Despite many continuities, the disjuncture between the two reports is profound. The greatest departure is the latter report's total acceptance of a multipolar world that is very, very difficult to predict and (relatedly) has no narrative or story-line. Since the Second World War, or maybe the Wilson administration, and definitely through this Bush administration (and the 2020 report), there has always been a story line to make some sense of geopolitical chaos. In the 2025 Report, there is no grounding narrative. It tells "a story with *no clear outcome*." This could be seen as exhilarating, or nauseating; perhaps both. What I do know is that by the time I finished the 2025 Report I could barely remember the Bush administration, so long ago did it seem -- that misty era of democracy promotion! -- and so much simpler.

Rather than a coherent narrative for the Obama years, the 2025 Report offers four somewhat competitive fictions: "A World Without the West" (a sarcastic letter from a Russian crowing about the strength of an antidemocratic, Russia-China alliance that begins in reaction to Western protectionism); "October Surprise" (a U.S. president's diary musings on the flooding of Manhattan during the UN General Assembly, as a result of failure to address climate change); "BRICs' Bust-Up" (a letter from a Brazilian foreign minister describing how resource-anxious India and China came to blows, bringing in the U.S.), and "Politics Is not Always Local" (a disarmingly utopian column in the FT describing how NGOs nurtured a global middle class/civil society that took the globe cheerfully and winningly post-Westphalia).

Why these tales? I'm tempted to dilate on poetics. I had a formative experience in the early 1980s, at the Lawrence Labs in Livermore, California, hearing Herman Kahn, a far-famed apocalypse imaginer from the Hudson Institute, talk about kill ratios as he gamed various nuclear scenarios. In those days - perhaps still - the labs had a visitor center that included an animal (a rabbit? squirrel?) that had been something like the living thing farthest from some blast to nonetheless be killed. Something like that. I felt a real identification with that maybe-rabbit, and a confused non-identification with Herman Kahn and his bluffly presented concentric circles of blast zones.

What these 2025 Report "fictions" are, precisely -- what they are meant to evoke in readers, what their imagined audience is -- I don't feel I really know.
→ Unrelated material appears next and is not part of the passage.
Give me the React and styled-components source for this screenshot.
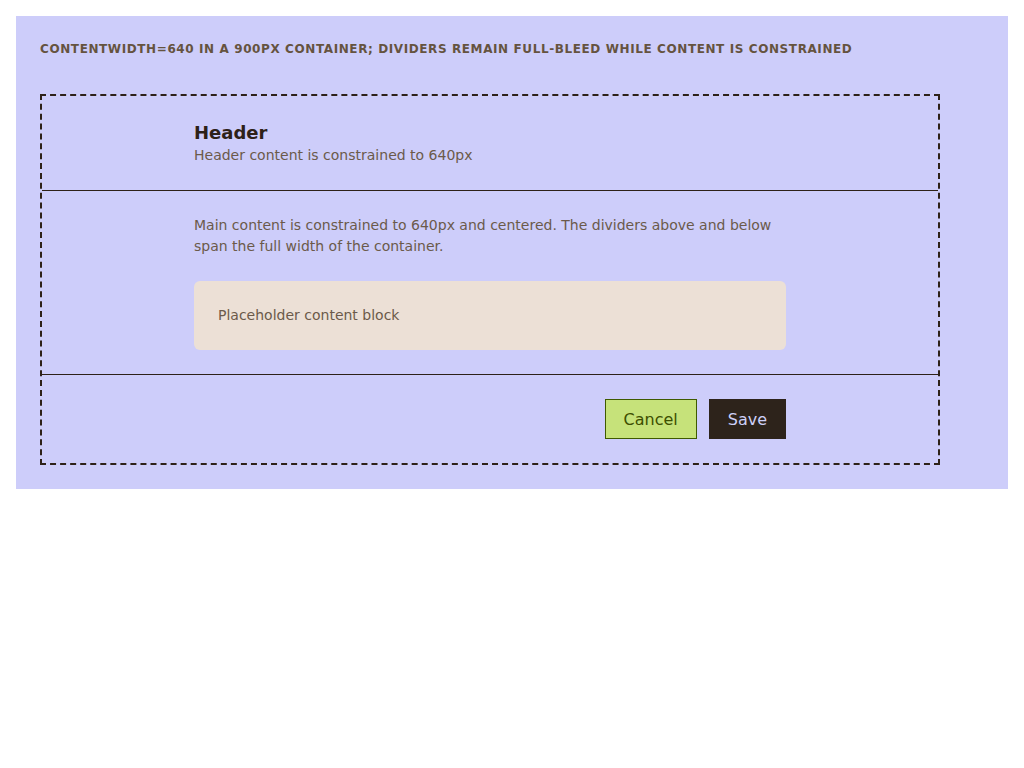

They strike me as mainly a reaction to the apparent durability of the New Powers, the emerging economies, whose cultures, and motives, remain somewhat opaque to the West. These powers are regularly underestimated and overestimated. To the extent that they have a shared culture or story it is an anticolonial one. China aspires to lead them, as India did under Nehru, and might again. And China might have just as much or little success as India did.
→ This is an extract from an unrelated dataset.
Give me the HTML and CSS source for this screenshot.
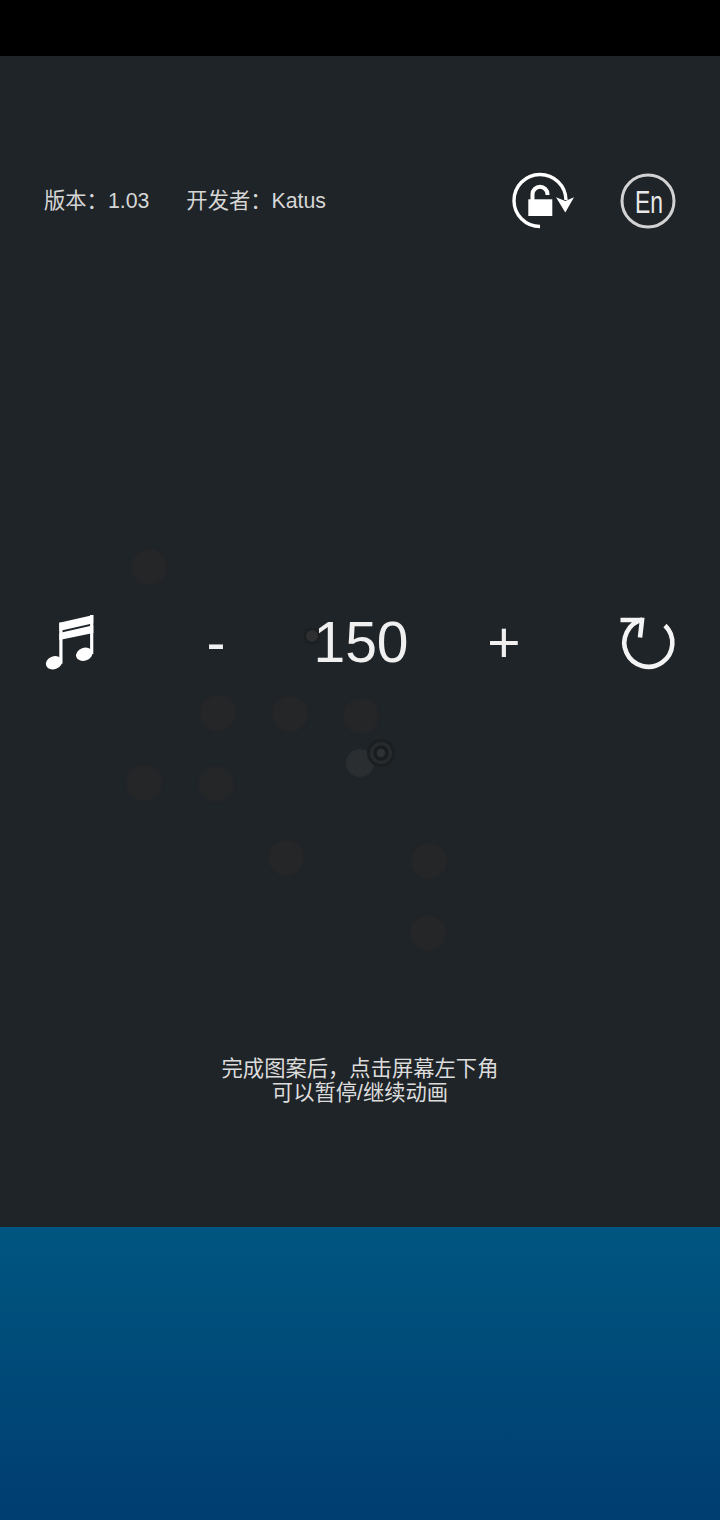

But the emerging economies do have a story -- unlike us, to judge from the 2025 Report. One big question for the Obama years is whether our Western story can keep its coherence-- whether the affective decoupling of Europe and America under Bush was or was not a result of deep trends. But it is also important to consider that the Obama story itself was fundamentally a negative one. It was a repudiation: of Bush, of swagger, of military solutions. It was also a repudiation of the belief that a black man could not be elected president by a majority of Americans. That, during the campaign, looked and felt and was promoted like a positive agenda: a black man CAN be president! Yet it was fundamentally a negative story in that it did not emphasize (very much) that a black man, as such, would bring something special to his presidency by virtue of his race and the distinctively racial experiences attached to it. That was an element of the story, for sure - certainly for someone like me - but it was not the essence, which had much more to do with demonstrating that a black man could be elected president despite being black. This was meant to show that race was not an issue, that the country had overcome racial thinking and that its capacity to elect Obama was a definitive indicator of this. In short, the race story would be over - is over -- like the Bush story and the military story.

It is truly remarkable that this unprecedented presidency - and this utterly unique president-elect -- are actually seen as offering a return to "normalcy" and a righting of the ship. This aspect of the Obama presidency will pretty much have to disappoint, since the times themselves are so abnormal as to prevent any "normalization." This is what the N.I.C. 2025 Report's lack of story line indicates: for worse or better, we'll be making history up as we go.

* * * * *

Speaking of stories, I've been reading page proofs of Godfrey Hodgson's "The Myth of American Exceptionalism" (Yale U.P.). I'm hoping it will already be dated by the time it appears; I just don't see an Obama administration indulging in "mere bullying and boasting," as Hodgson sees the Bush administration having done. It is a good historical essay, deploying much evidence to undermine the idea that the U.S. is so exceptional. However, I think the key point is one Hodgson only half concedes: that exceptionalism "is not so much a disinterested view of the American past as a dimension of American patriotism." His book makes a good companion to Ted Widmer's excellent "Ark of the Liberties: America and the World," from earlier this year, which in some ways makes the opposite case, though with great subtlety. Widmer wrote speeches for Bill Clinton; he is also a rock musician, historian and distinguished librarian. He writes: "An immense gulf yawns between the way that citizens of the United States perceive the story of America, as the culmination of all prior events, and the way that most foreigners do, as a world that is still deeply new, and more than a little unsettling." "Still deeply new" - what an interesting phrase!